The electric car maker saw a record decline in Model 3 deliveries in the first three months of 2019, with 63,000 vehicles delivered, down from 90,966 in the fourth quarter of 2018, reports Bloomberg. Tesla shares sank as much as 11 percent to $260.59 as of 9:30 a.m. Thursday in New York.
As many as four brokerage firms have cut their price targets on Tesla’s stock, citing profitability and revenues after deliveries of the high-priced luxury cars more than halved as compared to fourth-quarter deliveries.

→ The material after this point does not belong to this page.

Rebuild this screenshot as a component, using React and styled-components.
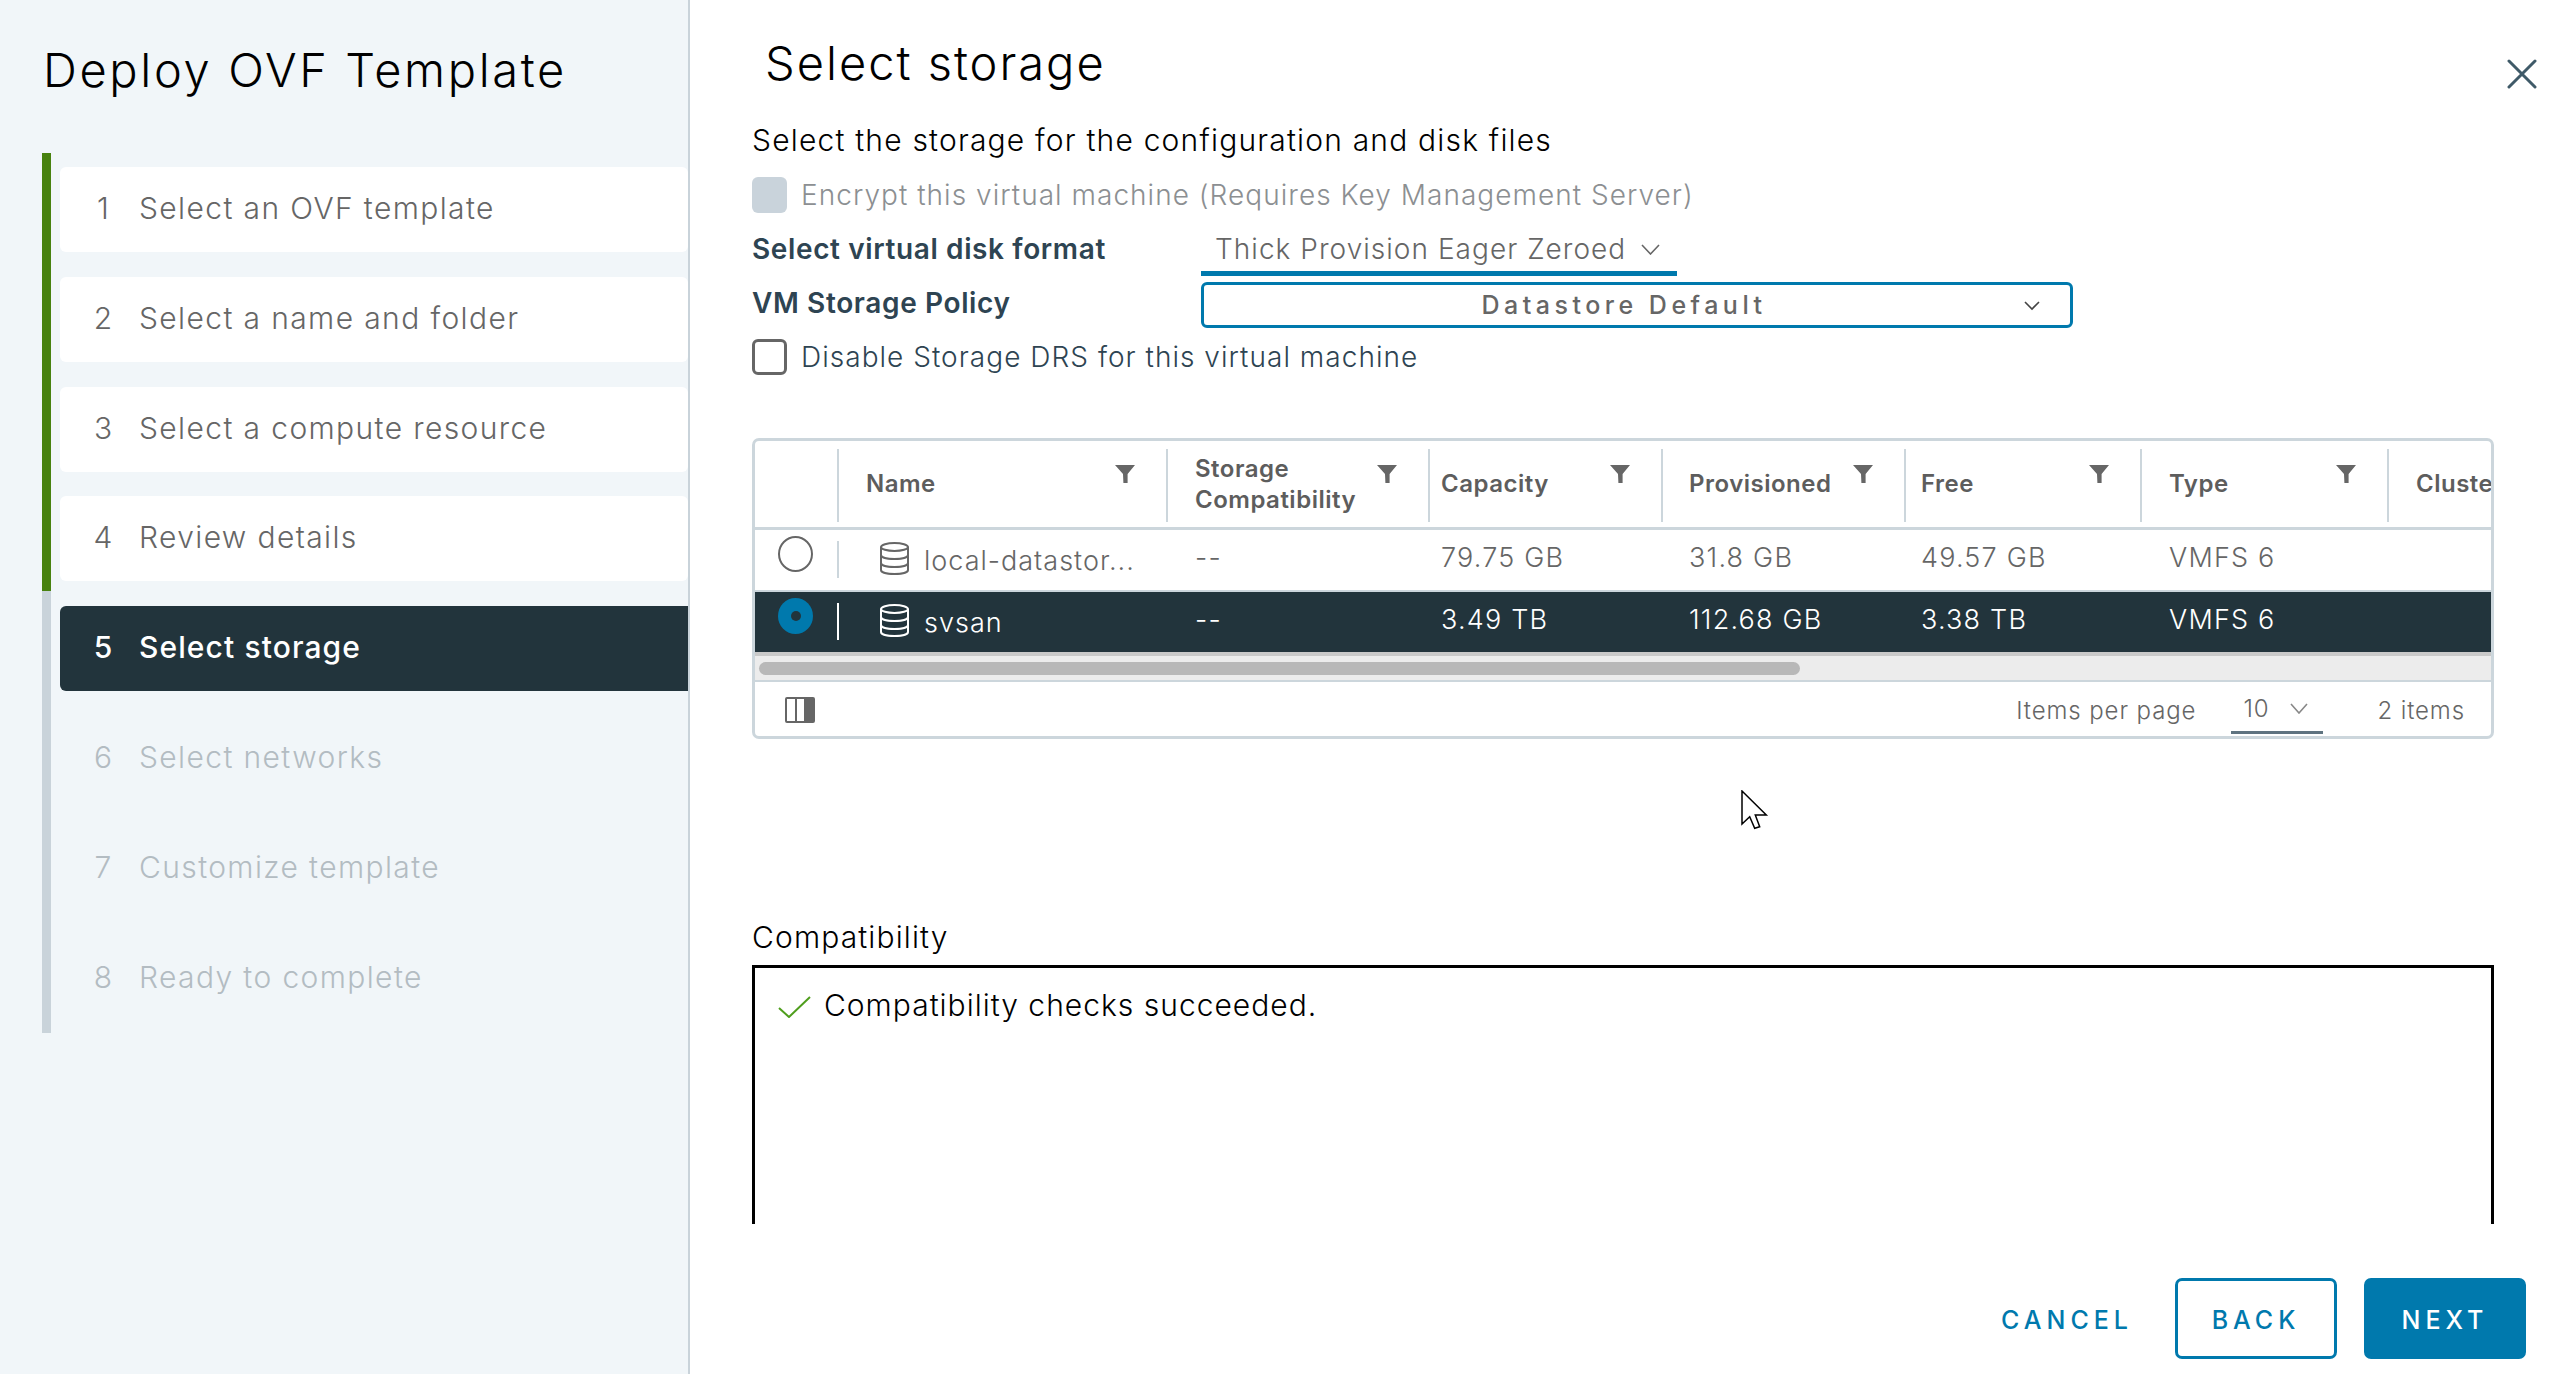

RBC analysts called deliveries of the Model S/X “very disappointing.” They are estimating this will translate into more than a $1 billion shortfall in revenue compared to previous estimates. Tesla has said in February it would post a first-quarter loss as it focused on the launch of the cheaper version of its Model 3.
“Tesla continues to struggle as a ‘real car company,’ with demand collapsing for the tired Model S/X platforms and higher priced versions of the Model 3,” said Cowen analyst Jeff Osborn in a note Thursday.
However, Tesla is reaffirming its full-year forecast of 360,000 to 400,000 vehicle deliveries in 2019, and this should reassure investors, especially with the first-quarter miss. Tesla also said about 10,600 vehicles were in transit to customers – a reflection of the strong demand for the less-pricier Model 3 in China and Europe.
The company also pointed out that one of the big challenges is trying to deliver cars around the world when they are all being made at one factory in the San Francisco Bay Area. This is an indication that production could outpace deliveries for a while longer, reports CNBC.